INFORMATION SHOWN:
··········

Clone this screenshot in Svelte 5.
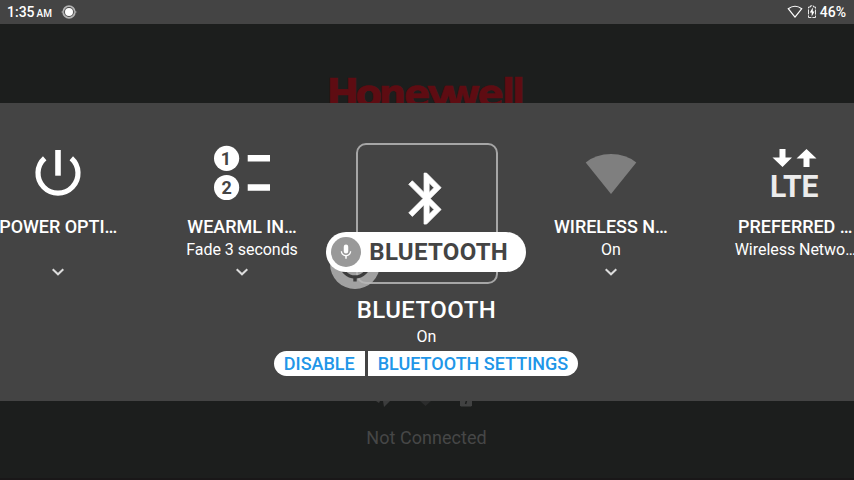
<script>
  const tiles = [
    { id: 'power', title: 'POWER OPTI…', sub: '', more: true },
    { id: 'wearml', title: 'WEARML IN…', sub: 'Fade 3 seconds', more: true },
    { id: 'bluetooth', title: 'BLUETOOTH', sub: 'On', selected: true },
    { id: 'wireless', title: 'WIRELESS N…', sub: 'On', more: true },
    { id: 'network', title: 'PREFERRED …', sub: 'Wireless Netwo…', more: false }
  ];
</script>

<div class="screen">
  <header class="status">
    <span class="time">1:35<small>AM</small></span>
    <svg class="camera" width="16" height="16" viewBox="0 0 16 16">
      <circle cx="8" cy="8" r="5.8" fill="none" stroke="#b4b4b4" stroke-width="1.800" />
      <path d="M.7 8h2M13.300 8h2" stroke="#999" stroke-width="2" />
      <circle cx="8" cy="8" r="4" fill="#fff" />
    </svg>
    <span class="grow"></span>
    <svg class="wifi" width="16" height="14" viewBox="0 0 16 14">
      <path d="M1.200 3.700Q8-1.200 14.800 3.700L8 12.200z" fill="none" stroke="#fff" stroke-width="1.200" stroke-linejoin="round" />
    </svg>
    <svg class="battery" width="8" height="14" viewBox="0 0 8 14">
      <path d="M.5 2h2V.8h3V2h2v10.500h-7z" fill="none" stroke="#e8e8e8" stroke-dasharray="5 1" />
      <path d="M4.800 2.600 1.800 7.400h1.900v4L6.500 6.500H4.800z" fill="#fff" />
    </svg>
    <span class="percent">46%</span>
  </header>

  <div class="backdrop top">
    <svg width="200" height="45" viewBox="0 0 200 45">
      <text y="37" x="-3.600 25.200 48.600 74 97 114.500 147.500 171.700 181.700">Honeywell</text>
    </svg>
  </div>

  <section class="panel">
    <div class="tiles">
      {#each tiles as tile (tile.id)}
        <article class="tile {tile.id}">
          {#if tile.selected}
            <div class="frame">
              <svg width="61.200" height="61.200" viewBox="0 0 24 24">
                <path fill="#fff" stroke="#fff" stroke-width="0.300" d="M17.710 7.710 12 2h-1v7.590L6.410 5 5 6.410 10.590 12 5 17.590 6.410 19 11 14.410V22h1l5.710-5.710L13.410 12l4.300-4.290zM13 5.830l1.880 1.880L13 9.590V5.830zm1.880 10.460L13 18.170v-3.760l1.880 1.880z" />
              </svg>
            </div>
            <div class="ghost">
              <svg width="50" height="50" viewBox="0 0 50 50">
                <path d="M11 24a14 14 0 0 0 28 0M25 38v4.500" fill="none" stroke="#3c3c3c" stroke-width="3.400" />
                <rect x="19.500" y="7" width="11" height="24" rx="5.500" fill="#3c3c3c" />
              </svg>
            </div>
            <div class="bubble">
              <span class="disc">
                <svg width="18" height="18" viewBox="0 0 24 24">
                  <path fill="#fff" d="M12 14a3 3 0 0 0 3-3V5a3 3 0 0 0-6 0v6a3 3 0 0 0 3 3zm5.300-3c0 3-2.540 5.100-5.300 5.100S6.700 14 6.700 11H5c0 3.410 2.720 6.230 6 6.720V21h2v-3.280c3.280-.48 6-3.300 6-6.720z" />
                </svg>
              </span>
              <b>{tile.title}</b>
            </div>
          {:else}
            <svg class="icon" width="60" height="60" viewBox="0 0 60 60">
              {#if tile.id === 'power'}
                <path d="M16.700 15.200a20 20 0 1 0 26.600 0" fill="none" stroke="#fff" stroke-width="5.200" />
                <path d="M30 7v25.700" stroke="#fff" stroke-width="5.600" />
              {:else if tile.id === 'wearml'}
                <circle cx="14.600" cy="15.300" r="12.600" fill="#fff" />
                <circle cx="14.600" cy="44.500" r="12.600" fill="#fff" />
                <text class="num" x="14" y="21.700">1</text>
                <text class="num" x="14.600" y="51">2</text>
                <path d="M35.700 15.300H58M35.700 44.500H58" stroke="#fff" stroke-width="6.400" />
              {:else if tile.id === 'wireless'}
                <path d="M4.700 19.500Q15 11 30 11t25.300 8.500L30 51z" fill="#7f7f7f" />
              {:else}
                <path d="M14.500 6h6v8.500h6.500L17.500 24 7.500 14.500h7zM38.500 24h6v-8.500h7L41.500 6 31.500 15.500h7z" fill="#fff" />
                <text class="lte" x="5" y="53.500" textLength="48.500" lengthAdjust="spacingAndGlyphs">LTE</text>
              {/if}
            </svg>
            <h2>{tile.title}</h2>
            <p>{tile.sub}</p>
            {#if tile.more}
              <svg class="chevron" width="14" height="10" viewBox="0 0 14 10">
                <path d="m1.700 2.200 5.300 5.100L12.300 2.200" fill="none" stroke="#dcdcdc" stroke-width="2" />
              </svg>
            {/if}
          {/if}
        </article>
      {/each}
    </div>
    <h1>BLUETOOTH</h1>
    <p class="state">On</p>
    <div class="actions">
      <button>DISABLE</button>
      <button>BLUETOOTH SETTINGS</button>
    </div>
  </section>

  <div class="backdrop bottom">
    <svg width="110" height="8" viewBox="0 0 110 8">
      <path d="m6 0 3 2 1-2zM13 0h7l-6 6z" fill="#3c3d3d" />
      <path d="M50 0h11l-5.500 5z" fill="#2b2c2c" />
      <path d="M90 0h12v4.500l-1 1H91l-1-1z" fill="#414242" />
      <path d="m96.500 0-1 3" stroke="#1c1e1d" stroke-width="1.500" />
    </svg>
    <span>Not Connected</span>
  </div>
</div>

<style>
  .screen {
    width: 854px;
    height: 480px;
    overflow: hidden;
    display: flex;
    flex-direction: column;
    background: #1c1e1d;
    color: #fff;
    font-family: Roboto, sans-serif;
  }
  .screen svg { display: block; flex: none; }
  .status {
    height: 24px;
    box-sizing: border-box;
    padding: 0 8px 0 7px;
    display: flex;
    align-items: center;
    background: #444;
    font-size: 14px;
    font-weight: 500;
  }
  .time { width: 54px; line-height: 24px; padding-top: 1px; white-space: nowrap; }
  small { font-size: 10px; margin-left: 2px; }
  .grow { flex: 1; }
  .wifi { margin-right: 5px; }
  .battery { margin-right: 4px; }
  .backdrop { background: #1c1e1d; display: flex; flex-direction: column; align-items: center; overflow: hidden; }
  .top { height: 79px; flex: none; }
  .top svg { margin: 46px 0 0 6px; overflow: visible; }
  .top text {
    font-family: "DejaVu Sans", sans-serif;
    font-weight: 700;
    font-size: 39px;
    fill: #5e0c12;
    stroke: #5e0c12;
    stroke-width: 0.600;
  }
  .panel {
    height: 298px;
    flex: none;
    background: #444;
    display: flex;
    flex-direction: column;
    align-items: center;
  }
  .tiles { display: flex; flex: none; width: 922px; height: 191px; }
  .tile {
    width: 184.400px;
    flex: none;
    box-sizing: border-box;
    display: flex;
    flex-direction: column;
    align-items: center;
    position: relative;
  }
  .wearml, .wireless, .network { padding-right: 1px; }
  .icon { margin-top: 40px; }
  h2, h1, p { margin: 0; white-space: nowrap; }
  h2 { margin-top: 13px; font-size: 18px; line-height: 22px; font-weight: 500; letter-spacing: -0.040px; }
  .tile p { height: 24px; font-size: 16px; line-height: 24px; letter-spacing: -0.040px; }
  .chevron { margin-top: 5px; }
  .num { font: 700 18px Roboto, sans-serif; fill: #444; text-anchor: middle; }
  .lte { font: 700 31px Roboto, sans-serif; fill: #ececec; }
  .frame {
    width: 142px;
    height: 141px;
    margin-top: 40px;
    box-sizing: border-box;
    border: 2px solid #a6a6a6;
    border-radius: 10px;
    display: flex;
    justify-content: center;
    padding-top: 23px;
  }
  .ghost {
    position: absolute;
    left: -5px;
    top: 136px;
    width: 50px;
    height: 50px;
    border-radius: 50%;
    background: rgba(185, 185, 185, 0.800);
  }
  .bubble {
    position: absolute;
    left: -9px;
    top: 129px;
    width: 200px;
    height: 40px;
    box-sizing: border-box;
    padding-left: 5px;
    border-radius: 20px;
    background: #fff;
    color: #444;
    display: flex;
    align-items: center;
    gap: 8.500px;
    font-size: 24px;
    letter-spacing: 0.300px;
  }
  .disc {
    width: 30px;
    height: 30px;
    border-radius: 50%;
    background: #999;
    display: flex;
    align-items: center;
    justify-content: center;
  }
  h1 { font-size: 24px; font-weight: 500; line-height: 30px; margin-top: 1px; letter-spacing: 0.450px; padding-right: 1px; }
  .state { font-size: 16px; line-height: 24px; padding-right: 1px; }
  .actions { display: flex; gap: 3px; margin: 2px 0 0 -2px; }
  button {
    height: 25px;
    border: 0;
    padding: 0 10px;
    background: #fff;
    color: #2196e8;
    font: 500 18px Roboto, sans-serif;
    line-height: 25px;
  }
  button:first-child { border-radius: 13px 0 0 13px; }
  button:last-child { border-radius: 0 13px 13px 0; }
  .bottom { height: 79px; border-bottom: 2px solid #191718; box-sizing: border-box; }
  .bottom svg { margin-right: 4px; }
  .bottom span { margin-top: 18px; padding-right: 1px; font-size: 18px; line-height: 22px; letter-spacing: 0.050px; color: #464747; }
</style>
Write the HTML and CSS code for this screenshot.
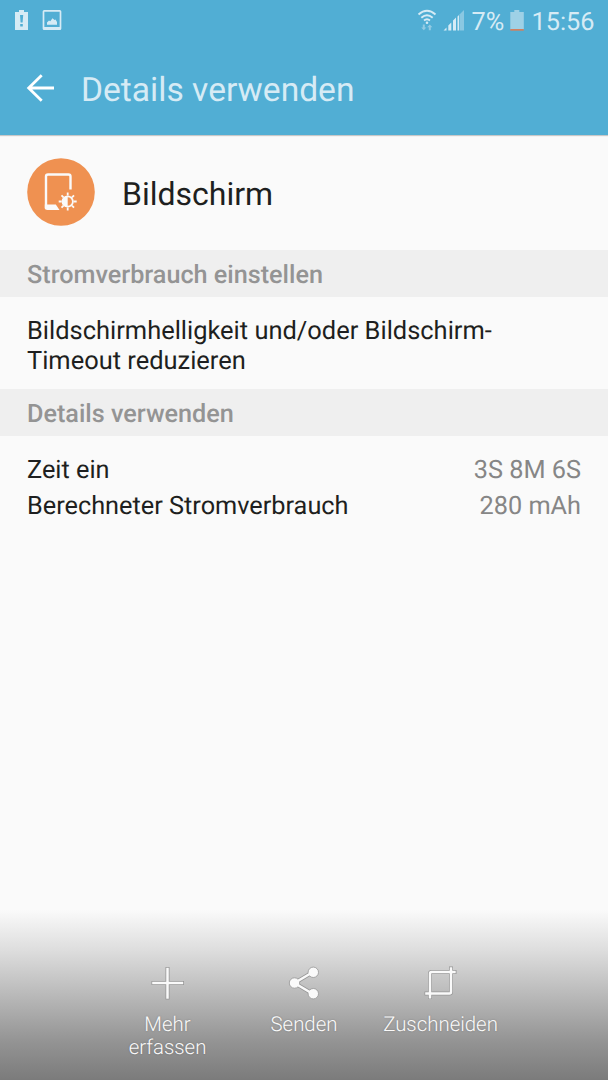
FILE: index.html
```html
<!DOCTYPE html>
<html lang="de">
<head>
    <meta charset="UTF-8">
    <meta name="viewport" content="width=device-width, initial-scale=1.0">
    <title>Details verwenden</title>
    <link rel="stylesheet" href="styles.css">
</head>
<body>
    <header>
        <div class="status-bar">
            <svg class="status-left" width="62" height="42" viewBox="0 0 62 42">
                <path d="M15 12h4v-2h5v2h4v18H15z" fill="#d6ebf5"/>
                <path d="M20 15h3.200l-.6 7.500h-2zM20.200 24h2.600v2.600h-2.600z" fill="#51aed4"/>
                <path d="M43.500 11.500q0-.7.700-.7h15.600q.7 0 .7.700v17q0 .7-.7.700H44.200q-.7 0-.7-.7z" fill="none" stroke="#d6ebf5" stroke-width="1.700"/>
                <path d="M43.500 27h17v2.500h-17z" fill="#d6ebf5"/>
                <path d="M47 24.700v-2.200l2-2 1.300.8 2.200-3 2 1.700 1-.5 1.500 2.500v2.700z" fill="#d6ebf5"/>
            </svg>
            <div class="status-right">
                <svg width="50" height="42" viewBox="415 0 50 42">
                    <g fill="none" stroke="#d6ebf5" stroke-width="1.900">
                        <path d="M417.500 14.500q8.500-7.500 17 0M420.300 17.700q5.700-5 11.400 0M423 20.600q3-2.500 6 0"/>
                    </g>
                    <circle cx="426" cy="22.700" r="1.300" fill="#d6ebf5"/>
                    <path d="M421.800 24.500h2v3h1.600l-2.600 2.700-2.600-2.700h1.600zM427.800 30.200h2v-3h1.600l-2.600-2.700-2.600 2.700h1.600z" fill="#93cbe3"/>
                    <path d="M442.500 30.500l3-3v3zM447.300 25.500l3-3v8h-3zM452 20.500l3-3v13h-3zM456.500 16.500l1.500-1.500v15.500h-1.500z" fill="#d6ebf5"/>
                    <path d="M458.500 14.500l4.500-4.500v20.500h-4.500z" fill="#8ac8e2"/>
                </svg>
                <span class="percent">7%</span>
                <svg width="16" height="42" viewBox="508 0 16 42">
                    <path d="M509.300 12h4v-2h5v2h4.500v17.500h-13.500z" fill="#9ed1e6"/>
                    <path d="M509.300 29h13.500v1.700h-13.500z" fill="#d3805f"/>
                </svg>
                <span class="clock">15:56</span>
            </div>
        </div>
        <div class="title-bar">
            <svg class="back" width="28" height="28" viewBox="0 0 28 28">
                <path d="M15.700 1.300L2.700 14l13 12.700M2.700 14H28" fill="none" stroke="#fff" stroke-width="2.800"/>
            </svg>
            <h1>Details verwenden</h1>
        </div>
    </header>

    <main>
        <section class="app">
            <svg class="app-icon" width="68" height="68" viewBox="0 0 68 68">
                <circle cx="34" cy="34" r="33.800" fill="#ef9151"/>
                <path d="M43.500 31.500V18.500q0-2-2-2H21q-2 0-2 2v32" fill="none" stroke="#fafafa" stroke-width="2.400"/>
                <path d="M17.800 46.500h11l3.700 5.500H20.500q-2.700 0-2.700-2.500z" fill="#fafafa"/>
                <circle cx="40.700" cy="43.500" r="5.200" fill="none" stroke="#fafafa" stroke-width="1.800"/>
                <path d="M40.700 38a5.500 5.500 0 0 0 0 11z" fill="#fafafa"/>
                <path d="M40.700 34.500v3M40.700 49.500v3M31.700 43.500h3M46.700 43.500h3M34.500 37.300l2 2M45 47.700l2 2M34.500 49.700l2-2M45 39.300l2-2" stroke="#fafafa" stroke-width="1.800"/>
            </svg>
            <h2>Bildschirm</h2>
        </section>

        <h3>Stromverbrauch einstellen</h3>
        <p class="hint">Bildschirmhelligkeit und/oder Bildschirm-<br>Timeout reduzieren</p>

        <h3>Details verwenden</h3>
        <dl class="details">
            <div class="row">
                <dt>Zeit ein</dt>
                <dd>3S 8M 6S</dd>
            </div>
            <div class="row">
                <dt>Berechneter Stromverbrauch</dt>
                <dd>280 mAh</dd>
            </div>
        </dl>
    </main>

    <!-- Screenshot-Leiste -->
    <footer>
        <div class="action">
            <svg width="36" height="36" viewBox="0 0 36 36">
                <path class="outline" d="M17.500 2v32.500M1.500 18H34"/>
                <path class="line" d="M17.500 2.700v31M2.200 18h31"/>
            </svg>
            <span>Mehr<br>erfassen</span>
        </div>
        <div class="action">
            <svg width="36" height="36" viewBox="0 0 36 36">
                <path class="outline" d="M27 7L8.500 18 27 29"/>
                <g fill="#fafafa" stroke="#969696" stroke-width=".8">
                    <circle cx="27.300" cy="7.300" r="5.200"/>
                    <circle cx="8.500" cy="18" r="5.200"/>
                    <circle cx="27.300" cy="28.700" r="5.200"/>
                </g>
                <path class="line" d="M27 7L8.500 18 27 29"/>
            </svg>
            <span>Senden</span>
        </div>
        <div class="action">
            <svg width="36" height="36" viewBox="0 0 36 36">
                <path class="outline" d="M33.500 7H8.500q-1.500 0-1.500 1.500V34M1.500 28.500h25q1.500 0 1.500-1.500V1.500"/>
                <path class="line" d="M32.700 7H8.500q-1.500 0-1.500 1.500v25M2.200 28.500h24.300q1.500 0 1.500-1.500V2.200"/>
            </svg>
            <span>Zuschneiden</span>
        </div>
    </footer>
</body>
</html>
```

FILE: styles.css
```css
* {
    margin: 0;
    padding: 0;
    box-sizing: border-box;
}

body {
    display: flex;
    flex-direction: column;
    height: 1080px;
    overflow: hidden;
    background-color: #fafafa;
    color: #1e1f20;
    font-family: Roboto, sans-serif;
    font-size: 25.3px;
    text-rendering: geometricPrecision;
}

svg {
    display: block;
    flex-shrink: 0;
}

header {
    height: 135px;
    background-color: #51aed4;
    box-shadow: 0 1px 1px rgba(0, 0, 0, 0.2);
    color: #d6ebf5;
}

.status-bar {
    display: flex;
    justify-content: space-between;
    height: 42px;
    padding-right: 13.5px;
    font-size: 25.3px;
    line-height: 46px;
}

.status-right {
    display: flex;
}

.percent {
    width: 37px;
    margin-left: 6px;
    white-space: nowrap;
}

.clock {
    margin-left: 7px;
}

.title-bar {
    display: flex;
    align-items: center;
    height: 92px;
    padding-left: 26px;
}

h1 {
    margin: 5px 0 0 27px;
    font-size: 33.6px;
    font-weight: 400;
    line-height: 40px;
}

.app {
    display: flex;
    align-items: center;
    height: 115px;
    padding: 0 0 1px 27px;
}

h2 {
    margin: 4px 0 0 27px;
    font-size: 32px;
    font-weight: 400;
}

h3 {
    height: 47px;
    padding-left: 27px;
    background-color: #efefef;
    color: #949494;
    font-size: 25.2px;
    font-weight: 500;
    line-height: 52px;
}

.hint {
    height: 92px;
    padding: 19px 27px 0;
    font-size: 25.45px;
    line-height: 30px;
}

.details {
    padding: 17px 27px;
}

.row {
    display: flex;
    justify-content: space-between;
    line-height: 36px;
}

dd {
    color: #868686;
}

footer {
    display: flex;
    justify-content: center;
    height: 170px;
    margin-top: auto;
    padding-top: 55px;
    background: linear-gradient(#fafafa, #dddddd 24%, #b5b5b5 53%, #949494 77%, #7b7b7b);
}

.action {
    display: flex;
    flex-direction: column;
    align-items: center;
    width: 136.5px;
    color: #fafafa;
    font-size: 20.4px;
    font-weight: 300;
    line-height: 23px;
    text-align: center;
}

.action span {
    margin-top: 12px;
    text-shadow: 0 0 2px rgba(0, 0, 0, 0.25);
}

.outline,
.line {
    fill: none;
    stroke: #969696;
    stroke-width: 4px;
}

.line {
    stroke: #fafafa;
    stroke-width: 2.5px;
}
```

··········

GIVEN REQUEST: Search the data for the string "this". List each line that has it.

EXPECTED ANSWER:
Clone this screenshot in Svelte 5.
Write the HTML and CSS code for this screenshot.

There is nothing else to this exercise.